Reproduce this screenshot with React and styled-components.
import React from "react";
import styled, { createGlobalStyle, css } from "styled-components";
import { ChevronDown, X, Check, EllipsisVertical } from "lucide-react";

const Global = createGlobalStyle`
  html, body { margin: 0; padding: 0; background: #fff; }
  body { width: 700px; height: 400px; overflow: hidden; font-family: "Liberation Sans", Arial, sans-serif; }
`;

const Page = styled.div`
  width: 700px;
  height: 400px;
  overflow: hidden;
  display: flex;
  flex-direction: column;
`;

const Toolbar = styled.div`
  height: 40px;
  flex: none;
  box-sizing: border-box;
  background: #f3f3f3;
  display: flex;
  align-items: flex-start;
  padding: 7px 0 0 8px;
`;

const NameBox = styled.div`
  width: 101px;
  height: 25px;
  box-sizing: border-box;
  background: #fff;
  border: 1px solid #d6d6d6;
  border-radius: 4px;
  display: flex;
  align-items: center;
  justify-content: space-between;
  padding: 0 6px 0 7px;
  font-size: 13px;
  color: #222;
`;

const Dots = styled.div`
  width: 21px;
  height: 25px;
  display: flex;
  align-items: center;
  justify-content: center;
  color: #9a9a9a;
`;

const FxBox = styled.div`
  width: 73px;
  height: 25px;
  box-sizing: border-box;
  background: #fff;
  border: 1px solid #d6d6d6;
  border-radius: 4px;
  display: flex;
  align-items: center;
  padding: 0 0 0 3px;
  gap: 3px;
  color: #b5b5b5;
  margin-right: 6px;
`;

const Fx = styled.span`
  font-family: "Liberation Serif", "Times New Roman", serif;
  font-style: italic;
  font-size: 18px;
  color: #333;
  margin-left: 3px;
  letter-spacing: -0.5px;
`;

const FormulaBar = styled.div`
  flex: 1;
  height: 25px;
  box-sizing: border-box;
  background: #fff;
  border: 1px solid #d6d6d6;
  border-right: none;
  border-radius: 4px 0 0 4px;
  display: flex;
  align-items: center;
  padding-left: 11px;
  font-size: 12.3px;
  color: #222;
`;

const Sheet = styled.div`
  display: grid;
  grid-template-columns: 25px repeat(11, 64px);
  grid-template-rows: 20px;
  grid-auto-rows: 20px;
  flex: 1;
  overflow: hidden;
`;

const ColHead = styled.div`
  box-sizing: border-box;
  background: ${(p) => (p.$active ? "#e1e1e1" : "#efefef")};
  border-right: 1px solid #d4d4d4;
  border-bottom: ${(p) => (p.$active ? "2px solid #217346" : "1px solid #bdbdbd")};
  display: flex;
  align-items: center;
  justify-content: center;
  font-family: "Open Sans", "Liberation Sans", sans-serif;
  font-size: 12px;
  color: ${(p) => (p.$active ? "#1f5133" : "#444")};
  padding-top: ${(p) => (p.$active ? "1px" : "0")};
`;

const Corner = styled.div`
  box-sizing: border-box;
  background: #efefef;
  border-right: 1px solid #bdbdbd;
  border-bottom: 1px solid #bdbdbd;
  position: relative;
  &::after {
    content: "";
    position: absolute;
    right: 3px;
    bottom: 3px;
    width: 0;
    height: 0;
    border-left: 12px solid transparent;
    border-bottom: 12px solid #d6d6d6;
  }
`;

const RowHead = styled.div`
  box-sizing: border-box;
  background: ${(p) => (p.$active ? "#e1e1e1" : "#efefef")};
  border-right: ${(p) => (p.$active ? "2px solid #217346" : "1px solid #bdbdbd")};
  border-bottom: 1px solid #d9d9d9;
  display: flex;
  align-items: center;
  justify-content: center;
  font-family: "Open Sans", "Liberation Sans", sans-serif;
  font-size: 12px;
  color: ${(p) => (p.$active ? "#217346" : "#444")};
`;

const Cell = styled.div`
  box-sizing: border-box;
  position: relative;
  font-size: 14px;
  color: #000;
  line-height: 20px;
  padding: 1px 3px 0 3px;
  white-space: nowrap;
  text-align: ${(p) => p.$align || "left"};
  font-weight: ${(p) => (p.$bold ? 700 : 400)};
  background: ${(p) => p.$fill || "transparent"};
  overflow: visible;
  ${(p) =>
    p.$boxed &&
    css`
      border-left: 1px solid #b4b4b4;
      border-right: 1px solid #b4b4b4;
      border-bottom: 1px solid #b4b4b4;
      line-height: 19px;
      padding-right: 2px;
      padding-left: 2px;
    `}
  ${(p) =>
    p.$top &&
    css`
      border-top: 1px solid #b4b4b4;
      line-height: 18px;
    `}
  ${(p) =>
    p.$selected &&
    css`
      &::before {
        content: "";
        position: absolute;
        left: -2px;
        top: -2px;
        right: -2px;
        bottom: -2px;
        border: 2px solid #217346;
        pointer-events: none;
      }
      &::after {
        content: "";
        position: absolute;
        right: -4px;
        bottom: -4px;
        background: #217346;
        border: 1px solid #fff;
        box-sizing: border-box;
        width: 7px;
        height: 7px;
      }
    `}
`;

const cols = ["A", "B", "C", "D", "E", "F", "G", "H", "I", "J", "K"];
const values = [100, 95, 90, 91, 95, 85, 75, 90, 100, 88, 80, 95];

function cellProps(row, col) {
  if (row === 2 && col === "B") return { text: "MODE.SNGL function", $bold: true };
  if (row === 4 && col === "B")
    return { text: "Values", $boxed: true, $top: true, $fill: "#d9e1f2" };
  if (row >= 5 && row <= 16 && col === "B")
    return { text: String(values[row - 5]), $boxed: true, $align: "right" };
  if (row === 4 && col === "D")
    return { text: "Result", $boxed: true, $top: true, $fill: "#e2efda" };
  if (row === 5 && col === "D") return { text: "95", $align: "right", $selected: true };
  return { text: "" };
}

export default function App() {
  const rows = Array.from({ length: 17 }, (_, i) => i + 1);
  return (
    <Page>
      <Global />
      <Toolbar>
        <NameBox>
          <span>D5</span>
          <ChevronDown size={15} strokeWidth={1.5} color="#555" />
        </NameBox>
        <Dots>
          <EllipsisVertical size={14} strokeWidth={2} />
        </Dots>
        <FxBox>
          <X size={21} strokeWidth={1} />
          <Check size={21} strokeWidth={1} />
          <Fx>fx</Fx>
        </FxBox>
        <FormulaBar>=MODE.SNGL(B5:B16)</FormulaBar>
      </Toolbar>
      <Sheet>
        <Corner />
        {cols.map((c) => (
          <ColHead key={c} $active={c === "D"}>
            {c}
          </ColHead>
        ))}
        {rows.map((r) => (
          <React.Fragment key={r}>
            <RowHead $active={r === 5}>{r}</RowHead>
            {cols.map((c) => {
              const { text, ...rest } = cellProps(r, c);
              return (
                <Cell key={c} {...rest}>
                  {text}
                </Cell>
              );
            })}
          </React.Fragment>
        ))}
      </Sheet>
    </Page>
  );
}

+ + + + + + +

GIVEN REQUEST:
Print all the data exactly.

WRITTEN RESPONSE:
Reproduce this screenshot with React and styled-components.
import React from "react";
import styled, { createGlobalStyle, css } from "styled-components";
import { ChevronDown, X, Check, EllipsisVertical } from "lucide-react";

const Global = createGlobalStyle`
  html, body { margin: 0; padding: 0; background: #fff; }
  body { width: 700px; height: 400px; overflow: hidden; font-family: "Liberation Sans", Arial, sans-serif; }
`;

const Page = styled.div`
  width: 700px;
  height: 400px;
  overflow: hidden;
  display: flex;
  flex-direction: column;
`;

const Toolbar = styled.div`
  height: 40px;
  flex: none;
  box-sizing: border-box;
  background: #f3f3f3;
  display: flex;
  align-items: flex-start;
  padding: 7px 0 0 8px;
`;

const NameBox = styled.div`
  width: 101px;
  height: 25px;
  box-sizing: border-box;
  background: #fff;
  border: 1px solid #d6d6d6;
  border-radius: 4px;
  display: flex;
  align-items: center;
  justify-content: space-between;
  padding: 0 6px 0 7px;
  font-size: 13px;
  color: #222;
`;

const Dots = styled.div`
  width: 21px;
  height: 25px;
  display: flex;
  align-items: center;
  justify-content: center;
  color: #9a9a9a;
`;

const FxBox = styled.div`
  width: 73px;
  height: 25px;
  box-sizing: border-box;
  background: #fff;
  border: 1px solid #d6d6d6;
  border-radius: 4px;
  display: flex;
  align-items: center;
  padding: 0 0 0 3px;
  gap: 3px;
  color: #b5b5b5;
  margin-right: 6px;
`;

const Fx = styled.span`
  font-family: "Liberation Serif", "Times New Roman", serif;
  font-style: italic;
  font-size: 18px;
  color: #333;
  margin-left: 3px;
  letter-spacing: -0.5px;
`;

const FormulaBar = styled.div`
  flex: 1;
  height: 25px;
  box-sizing: border-box;
  background: #fff;
  border: 1px solid #d6d6d6;
  border-right: none;
  border-radius: 4px 0 0 4px;
  display: flex;
  align-items: center;
  padding-left: 11px;
  font-size: 12.3px;
  color: #222;
`;

const Sheet = styled.div`
  display: grid;
  grid-template-columns: 25px repeat(11, 64px);
  grid-template-rows: 20px;
  grid-auto-rows: 20px;
  flex: 1;
  overflow: hidden;
`;

const ColHead = styled.div`
  box-sizing: border-box;
  background: ${(p) => (p.$active ? "#e1e1e1" : "#efefef")};
  border-right: 1px solid #d4d4d4;
  border-bottom: ${(p) => (p.$active ? "2px solid #217346" : "1px solid #bdbdbd")};
  display: flex;
  align-items: center;
  justify-content: center;
  font-family: "Open Sans", "Liberation Sans", sans-serif;
  font-size: 12px;
  color: ${(p) => (p.$active ? "#1f5133" : "#444")};
  padding-top: ${(p) => (p.$active ? "1px" : "0")};
`;

const Corner = styled.div`
  box-sizing: border-box;
  background: #efefef;
  border-right: 1px solid #bdbdbd;
  border-bottom: 1px solid #bdbdbd;
  position: relative;
  &::after {
    content: "";
    position: absolute;
    right: 3px;
    bottom: 3px;
    width: 0;
    height: 0;
    border-left: 12px solid transparent;
    border-bottom: 12px solid #d6d6d6;
  }
`;

const RowHead = styled.div`
  box-sizing: border-box;
  background: ${(p) => (p.$active ? "#e1e1e1" : "#efefef")};
  border-right: ${(p) => (p.$active ? "2px solid #217346" : "1px solid #bdbdbd")};
  border-bottom: 1px solid #d9d9d9;
  display: flex;
  align-items: center;
  justify-content: center;
  font-family: "Open Sans", "Liberation Sans", sans-serif;
  font-size: 12px;
  color: ${(p) => (p.$active ? "#217346" : "#444")};
`;

const Cell = styled.div`
  box-sizing: border-box;
  position: relative;
  font-size: 14px;
  color: #000;
  line-height: 20px;
  padding: 1px 3px 0 3px;
  white-space: nowrap;
  text-align: ${(p) => p.$align || "left"};
  font-weight: ${(p) => (p.$bold ? 700 : 400)};
  background: ${(p) => p.$fill || "transparent"};
  overflow: visible;
  ${(p) =>
    p.$boxed &&
    css`
      border-left: 1px solid #b4b4b4;
      border-right: 1px solid #b4b4b4;
      border-bottom: 1px solid #b4b4b4;
      line-height: 19px;
      padding-right: 2px;
      padding-left: 2px;
    `}
  ${(p) =>
    p.$top &&
    css`
      border-top: 1px solid #b4b4b4;
      line-height: 18px;
    `}
  ${(p) =>
    p.$selected &&
    css`
      &::before {
        content: "";
        position: absolute;
        left: -2px;
        top: -2px;
        right: -2px;
        bottom: -2px;
        border: 2px solid #217346;
        pointer-events: none;
      }
      &::after {
        content: "";
        position: absolute;
        right: -4px;
        bottom: -4px;
        background: #217346;
        border: 1px solid #fff;
        box-sizing: border-box;
        width: 7px;
        height: 7px;
      }
    `}
`;

const cols = ["A", "B", "C", "D", "E", "F", "G", "H", "I", "J", "K"];
const values = [100, 95, 90, 91, 95, 85, 75, 90, 100, 88, 80, 95];

function cellProps(row, col) {
  if (row === 2 && col === "B") return { text: "MODE.SNGL function", $bold: true };
  if (row === 4 && col === "B")
    return { text: "Values", $boxed: true, $top: true, $fill: "#d9e1f2" };
  if (row >= 5 && row <= 16 && col === "B")
    return { text: String(values[row - 5]), $boxed: true, $align: "right" };
  if (row === 4 && col === "D")
    return { text: "Result", $boxed: true, $top: true, $fill: "#e2efda" };
  if (row === 5 && col === "D") return { text: "95", $align: "right", $selected: true };
  return { text: "" };
}

export default function App() {
  const rows = Array.from({ length: 17 }, (_, i) => i + 1);
  return (
    <Page>
      <Global />
      <Toolbar>
        <NameBox>
          <span>D5</span>
          <ChevronDown size={15} strokeWidth={1.5} color="#555" />
        </NameBox>
        <Dots>
          <EllipsisVertical size={14} strokeWidth={2} />
        </Dots>
        <FxBox>
          <X size={21} strokeWidth={1} />
          <Check size={21} strokeWidth={1} />
          <Fx>fx</Fx>
        </FxBox>
        <FormulaBar>=MODE.SNGL(B5:B16)</FormulaBar>
      </Toolbar>
      <Sheet>
        <Corner />
        {cols.map((c) => (
          <ColHead key={c} $active={c === "D"}>
            {c}
          </ColHead>
        ))}
        {rows.map((r) => (
          <React.Fragment key={r}>
            <RowHead $active={r === 5}>{r}</RowHead>
            {cols.map((c) => {
              const { text, ...rest } = cellProps(r, c);
              return (
                <Cell key={c} {...rest}>
                  {text}
                </Cell>
              );
            })}
          </React.Fragment>
        ))}
      </Sheet>
    </Page>
  );
}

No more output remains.